• **Aim of the exercise**
Repeat the lines below exactly as they appear, but leave out the images.
— START —
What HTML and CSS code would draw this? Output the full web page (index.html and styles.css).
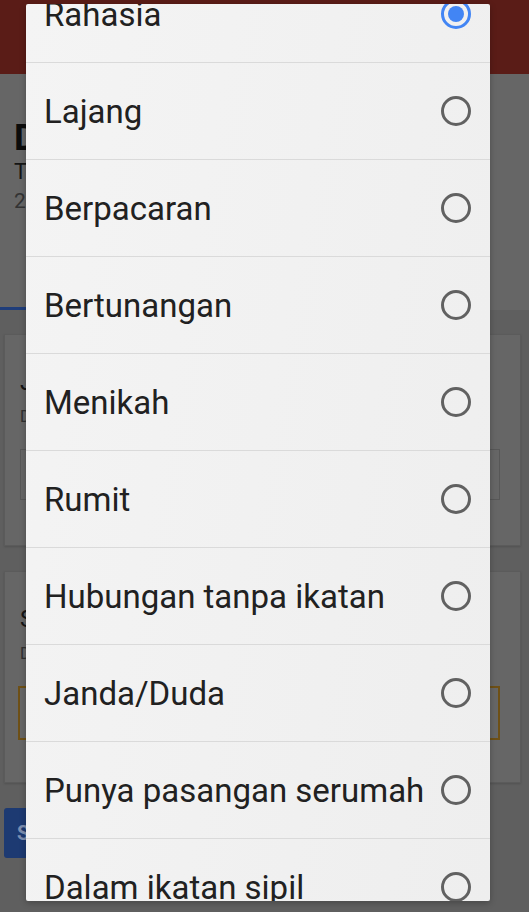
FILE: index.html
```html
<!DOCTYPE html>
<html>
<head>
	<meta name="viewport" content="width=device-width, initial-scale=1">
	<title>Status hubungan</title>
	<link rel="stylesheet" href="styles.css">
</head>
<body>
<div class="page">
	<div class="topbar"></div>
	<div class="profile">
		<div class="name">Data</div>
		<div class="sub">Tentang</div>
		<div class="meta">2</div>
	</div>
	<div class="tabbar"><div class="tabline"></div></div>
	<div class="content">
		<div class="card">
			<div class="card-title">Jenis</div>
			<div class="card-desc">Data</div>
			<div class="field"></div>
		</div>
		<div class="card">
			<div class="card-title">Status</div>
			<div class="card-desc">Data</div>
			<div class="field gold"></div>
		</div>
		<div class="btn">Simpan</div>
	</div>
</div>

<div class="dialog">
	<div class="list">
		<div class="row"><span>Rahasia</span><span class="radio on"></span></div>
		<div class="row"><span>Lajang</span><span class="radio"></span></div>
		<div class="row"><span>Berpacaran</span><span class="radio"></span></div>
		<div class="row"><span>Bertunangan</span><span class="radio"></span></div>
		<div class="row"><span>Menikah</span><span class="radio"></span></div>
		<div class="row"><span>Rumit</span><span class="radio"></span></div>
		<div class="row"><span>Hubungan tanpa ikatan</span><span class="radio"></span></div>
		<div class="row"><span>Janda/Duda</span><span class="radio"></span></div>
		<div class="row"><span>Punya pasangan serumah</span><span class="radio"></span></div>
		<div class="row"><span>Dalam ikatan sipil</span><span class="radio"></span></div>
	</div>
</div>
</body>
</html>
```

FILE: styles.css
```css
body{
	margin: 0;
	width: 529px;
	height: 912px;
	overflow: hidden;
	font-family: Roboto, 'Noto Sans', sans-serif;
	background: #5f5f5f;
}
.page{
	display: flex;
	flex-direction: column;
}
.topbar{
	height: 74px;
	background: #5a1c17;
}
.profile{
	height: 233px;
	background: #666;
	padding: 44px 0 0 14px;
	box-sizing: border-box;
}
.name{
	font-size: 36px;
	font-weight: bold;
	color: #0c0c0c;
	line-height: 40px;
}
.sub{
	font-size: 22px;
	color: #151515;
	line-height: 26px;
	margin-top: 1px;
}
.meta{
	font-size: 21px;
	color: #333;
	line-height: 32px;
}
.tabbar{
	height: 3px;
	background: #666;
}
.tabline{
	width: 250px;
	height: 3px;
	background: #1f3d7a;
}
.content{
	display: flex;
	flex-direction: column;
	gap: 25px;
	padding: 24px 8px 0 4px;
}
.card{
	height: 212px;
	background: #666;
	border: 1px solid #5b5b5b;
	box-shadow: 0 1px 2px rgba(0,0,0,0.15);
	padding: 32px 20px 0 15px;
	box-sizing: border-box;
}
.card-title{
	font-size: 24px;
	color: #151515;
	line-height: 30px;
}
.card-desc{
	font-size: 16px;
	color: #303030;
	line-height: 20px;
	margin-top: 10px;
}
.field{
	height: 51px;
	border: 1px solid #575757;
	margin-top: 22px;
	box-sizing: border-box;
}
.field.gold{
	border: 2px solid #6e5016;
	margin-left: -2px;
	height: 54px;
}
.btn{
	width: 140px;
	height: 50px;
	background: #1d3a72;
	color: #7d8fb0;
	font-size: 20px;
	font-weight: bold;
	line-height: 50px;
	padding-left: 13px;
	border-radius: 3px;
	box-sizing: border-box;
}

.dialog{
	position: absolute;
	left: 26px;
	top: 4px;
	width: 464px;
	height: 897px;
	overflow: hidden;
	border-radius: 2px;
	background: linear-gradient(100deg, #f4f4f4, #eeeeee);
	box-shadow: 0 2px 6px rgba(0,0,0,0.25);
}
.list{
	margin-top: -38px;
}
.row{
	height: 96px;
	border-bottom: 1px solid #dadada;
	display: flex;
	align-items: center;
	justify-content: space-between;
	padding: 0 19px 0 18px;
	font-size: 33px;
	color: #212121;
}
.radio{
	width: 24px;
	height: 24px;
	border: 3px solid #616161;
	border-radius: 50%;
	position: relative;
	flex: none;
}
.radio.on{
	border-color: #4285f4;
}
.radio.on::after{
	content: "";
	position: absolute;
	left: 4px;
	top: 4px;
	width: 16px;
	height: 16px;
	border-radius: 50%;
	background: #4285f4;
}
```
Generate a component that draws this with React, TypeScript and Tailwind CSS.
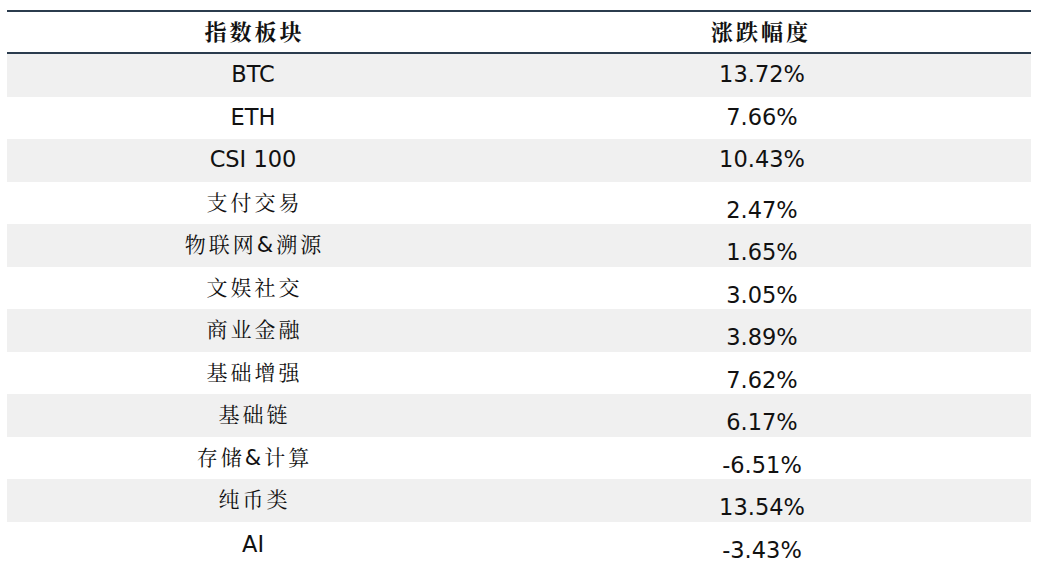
— END —
• **Full solution**
What HTML and CSS code would draw this? Output the full web page (index.html and styles.css).
FILE: index.html
```html
<!DOCTYPE html>
<html>
<head>
	<meta name="viewport" content="width=device-width, initial-scale=1">
	<title>Status hubungan</title>
	<link rel="stylesheet" href="styles.css">
</head>
<body>
<div class="page">
	<div class="topbar"></div>
	<div class="profile">
		<div class="name">Data</div>
		<div class="sub">Tentang</div>
		<div class="meta">2</div>
	</div>
	<div class="tabbar"><div class="tabline"></div></div>
	<div class="content">
		<div class="card">
			<div class="card-title">Jenis</div>
			<div class="card-desc">Data</div>
			<div class="field"></div>
		</div>
		<div class="card">
			<div class="card-title">Status</div>
			<div class="card-desc">Data</div>
			<div class="field gold"></div>
		</div>
		<div class="btn">Simpan</div>
	</div>
</div>

<div class="dialog">
	<div class="list">
		<div class="row"><span>Rahasia</span><span class="radio on"></span></div>
		<div class="row"><span>Lajang</span><span class="radio"></span></div>
		<div class="row"><span>Berpacaran</span><span class="radio"></span></div>
		<div class="row"><span>Bertunangan</span><span class="radio"></span></div>
		<div class="row"><span>Menikah</span><span class="radio"></span></div>
		<div class="row"><span>Rumit</span><span class="radio"></span></div>
		<div class="row"><span>Hubungan tanpa ikatan</span><span class="radio"></span></div>
		<div class="row"><span>Janda/Duda</span><span class="radio"></span></div>
		<div class="row"><span>Punya pasangan serumah</span><span class="radio"></span></div>
		<div class="row"><span>Dalam ikatan sipil</span><span class="radio"></span></div>
	</div>
</div>
</body>
</html>
```

FILE: styles.css
```css
body{
	margin: 0;
	width: 529px;
	height: 912px;
	overflow: hidden;
	font-family: Roboto, 'Noto Sans', sans-serif;
	background: #5f5f5f;
}
.page{
	display: flex;
	flex-direction: column;
}
.topbar{
	height: 74px;
	background: #5a1c17;
}
.profile{
	height: 233px;
	background: #666;
	padding: 44px 0 0 14px;
	box-sizing: border-box;
}
.name{
	font-size: 36px;
	font-weight: bold;
	color: #0c0c0c;
	line-height: 40px;
}
.sub{
	font-size: 22px;
	color: #151515;
	line-height: 26px;
	margin-top: 1px;
}
.meta{
	font-size: 21px;
	color: #333;
	line-height: 32px;
}
.tabbar{
	height: 3px;
	background: #666;
}
.tabline{
	width: 250px;
	height: 3px;
	background: #1f3d7a;
}
.content{
	display: flex;
	flex-direction: column;
	gap: 25px;
	padding: 24px 8px 0 4px;
}
.card{
	height: 212px;
	background: #666;
	border: 1px solid #5b5b5b;
	box-shadow: 0 1px 2px rgba(0,0,0,0.15);
	padding: 32px 20px 0 15px;
	box-sizing: border-box;
}
.card-title{
	font-size: 24px;
	color: #151515;
	line-height: 30px;
}
.card-desc{
	font-size: 16px;
	color: #303030;
	line-height: 20px;
	margin-top: 10px;
}
.field{
	height: 51px;
	border: 1px solid #575757;
	margin-top: 22px;
	box-sizing: border-box;
}
.field.gold{
	border: 2px solid #6e5016;
	margin-left: -2px;
	height: 54px;
}
.btn{
	width: 140px;
	height: 50px;
	background: #1d3a72;
	color: #7d8fb0;
	font-size: 20px;
	font-weight: bold;
	line-height: 50px;
	padding-left: 13px;
	border-radius: 3px;
	box-sizing: border-box;
}

.dialog{
	position: absolute;
	left: 26px;
	top: 4px;
	width: 464px;
	height: 897px;
	overflow: hidden;
	border-radius: 2px;
	background: linear-gradient(100deg, #f4f4f4, #eeeeee);
	box-shadow: 0 2px 6px rgba(0,0,0,0.25);
}
.list{
	margin-top: -38px;
}
.row{
	height: 96px;
	border-bottom: 1px solid #dadada;
	display: flex;
	align-items: center;
	justify-content: space-between;
	padding: 0 19px 0 18px;
	font-size: 33px;
	color: #212121;
}
.radio{
	width: 24px;
	height: 24px;
	border: 3px solid #616161;
	border-radius: 50%;
	position: relative;
	flex: none;
}
.radio.on{
	border-color: #4285f4;
}
.radio.on::after{
	content: "";
	position: absolute;
	left: 4px;
	top: 4px;
	width: 16px;
	height: 16px;
	border-radius: 50%;
	background: #4285f4;
}
```
Generate a component that draws this with React, TypeScript and Tailwind CSS.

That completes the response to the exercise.